··· Collected material
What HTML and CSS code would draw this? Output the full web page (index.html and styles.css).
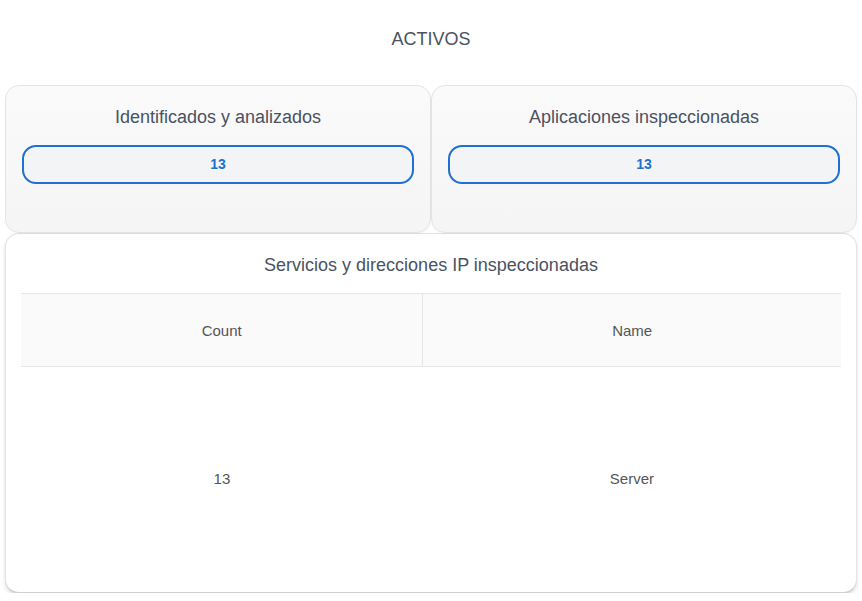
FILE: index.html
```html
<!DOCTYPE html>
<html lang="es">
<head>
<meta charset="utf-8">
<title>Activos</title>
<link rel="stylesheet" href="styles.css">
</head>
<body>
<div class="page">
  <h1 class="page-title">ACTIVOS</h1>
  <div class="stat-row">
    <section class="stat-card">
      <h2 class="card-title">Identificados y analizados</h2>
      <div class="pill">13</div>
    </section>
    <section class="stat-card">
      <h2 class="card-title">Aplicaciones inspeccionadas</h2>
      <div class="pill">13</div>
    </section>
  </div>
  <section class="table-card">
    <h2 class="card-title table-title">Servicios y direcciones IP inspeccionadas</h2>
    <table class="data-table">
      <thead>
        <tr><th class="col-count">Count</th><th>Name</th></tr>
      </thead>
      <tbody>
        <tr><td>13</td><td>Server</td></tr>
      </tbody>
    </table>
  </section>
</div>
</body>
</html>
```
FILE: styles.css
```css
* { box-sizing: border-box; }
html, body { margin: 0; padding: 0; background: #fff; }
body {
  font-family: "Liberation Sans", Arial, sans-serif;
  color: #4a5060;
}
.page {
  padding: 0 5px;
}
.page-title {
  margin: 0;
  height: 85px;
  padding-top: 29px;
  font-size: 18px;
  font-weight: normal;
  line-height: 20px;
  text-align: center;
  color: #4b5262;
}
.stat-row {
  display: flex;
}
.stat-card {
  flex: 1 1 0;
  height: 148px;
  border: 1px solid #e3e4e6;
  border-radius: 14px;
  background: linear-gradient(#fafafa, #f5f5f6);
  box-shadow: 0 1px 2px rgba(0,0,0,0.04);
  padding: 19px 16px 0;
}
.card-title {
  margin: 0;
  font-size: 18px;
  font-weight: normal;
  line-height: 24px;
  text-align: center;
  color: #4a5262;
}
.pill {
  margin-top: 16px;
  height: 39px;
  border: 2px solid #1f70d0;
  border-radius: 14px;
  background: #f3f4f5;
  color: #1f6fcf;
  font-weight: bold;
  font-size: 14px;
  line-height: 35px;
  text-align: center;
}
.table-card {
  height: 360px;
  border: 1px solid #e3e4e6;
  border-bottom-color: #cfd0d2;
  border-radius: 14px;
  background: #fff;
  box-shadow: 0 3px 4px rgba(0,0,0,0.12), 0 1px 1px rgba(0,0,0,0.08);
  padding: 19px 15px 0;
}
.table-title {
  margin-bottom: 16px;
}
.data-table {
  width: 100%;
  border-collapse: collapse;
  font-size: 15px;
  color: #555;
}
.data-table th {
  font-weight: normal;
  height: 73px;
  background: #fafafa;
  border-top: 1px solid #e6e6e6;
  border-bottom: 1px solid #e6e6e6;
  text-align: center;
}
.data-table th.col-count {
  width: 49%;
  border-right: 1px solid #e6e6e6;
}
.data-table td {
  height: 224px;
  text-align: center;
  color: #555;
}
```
······
_Requirement_: Exclude every picture and copy the remaining data exactly.

_Correct output_:
What HTML and CSS code would draw this? Output the full web page (index.html and styles.css).
FILE: index.html
```html
<!DOCTYPE html>
<html lang="es">
<head>
<meta charset="utf-8">
<title>Activos</title>
<link rel="stylesheet" href="styles.css">
</head>
<body>
<div class="page">
  <h1 class="page-title">ACTIVOS</h1>
  <div class="stat-row">
    <section class="stat-card">
      <h2 class="card-title">Identificados y analizados</h2>
      <div class="pill">13</div>
    </section>
    <section class="stat-card">
      <h2 class="card-title">Aplicaciones inspeccionadas</h2>
      <div class="pill">13</div>
    </section>
  </div>
  <section class="table-card">
    <h2 class="card-title table-title">Servicios y direcciones IP inspeccionadas</h2>
    <table class="data-table">
      <thead>
        <tr><th class="col-count">Count</th><th>Name</th></tr>
      </thead>
      <tbody>
        <tr><td>13</td><td>Server</td></tr>
      </tbody>
    </table>
  </section>
</div>
</body>
</html>
```
FILE: styles.css
```css
* { box-sizing: border-box; }
html, body { margin: 0; padding: 0; background: #fff; }
body {
  font-family: "Liberation Sans", Arial, sans-serif;
  color: #4a5060;
}
.page {
  padding: 0 5px;
}
.page-title {
  margin: 0;
  height: 85px;
  padding-top: 29px;
  font-size: 18px;
  font-weight: normal;
  line-height: 20px;
  text-align: center;
  color: #4b5262;
}
.stat-row {
  display: flex;
}
.stat-card {
  flex: 1 1 0;
  height: 148px;
  border: 1px solid #e3e4e6;
  border-radius: 14px;
  background: linear-gradient(#fafafa, #f5f5f6);
  box-shadow: 0 1px 2px rgba(0,0,0,0.04);
  padding: 19px 16px 0;
}
.card-title {
  margin: 0;
  font-size: 18px;
  font-weight: normal;
  line-height: 24px;
  text-align: center;
  color: #4a5262;
}
.pill {
  margin-top: 16px;
  height: 39px;
  border: 2px solid #1f70d0;
  border-radius: 14px;
  background: #f3f4f5;
  color: #1f6fcf;
  font-weight: bold;
  font-size: 14px;
  line-height: 35px;
  text-align: center;
}
.table-card {
  height: 360px;
  border: 1px solid #e3e4e6;
  border-bottom-color: #cfd0d2;
  border-radius: 14px;
  background: #fff;
  box-shadow: 0 3px 4px rgba(0,0,0,0.12), 0 1px 1px rgba(0,0,0,0.08);
  padding: 19px 15px 0;
}
.table-title {
  margin-bottom: 16px;
}
.data-table {
  width: 100%;
  border-collapse: collapse;
  font-size: 15px;
  color: #555;
}
.data-table th {
  font-weight: normal;
  height: 73px;
  background: #fafafa;
  border-top: 1px solid #e6e6e6;
  border-bottom: 1px solid #e6e6e6;
  text-align: center;
}
.data-table th.col-count {
  width: 49%;
  border-right: 1px solid #e6e6e6;
}
.data-table td {
  height: 224px;
  text-align: center;
  color: #555;
}
```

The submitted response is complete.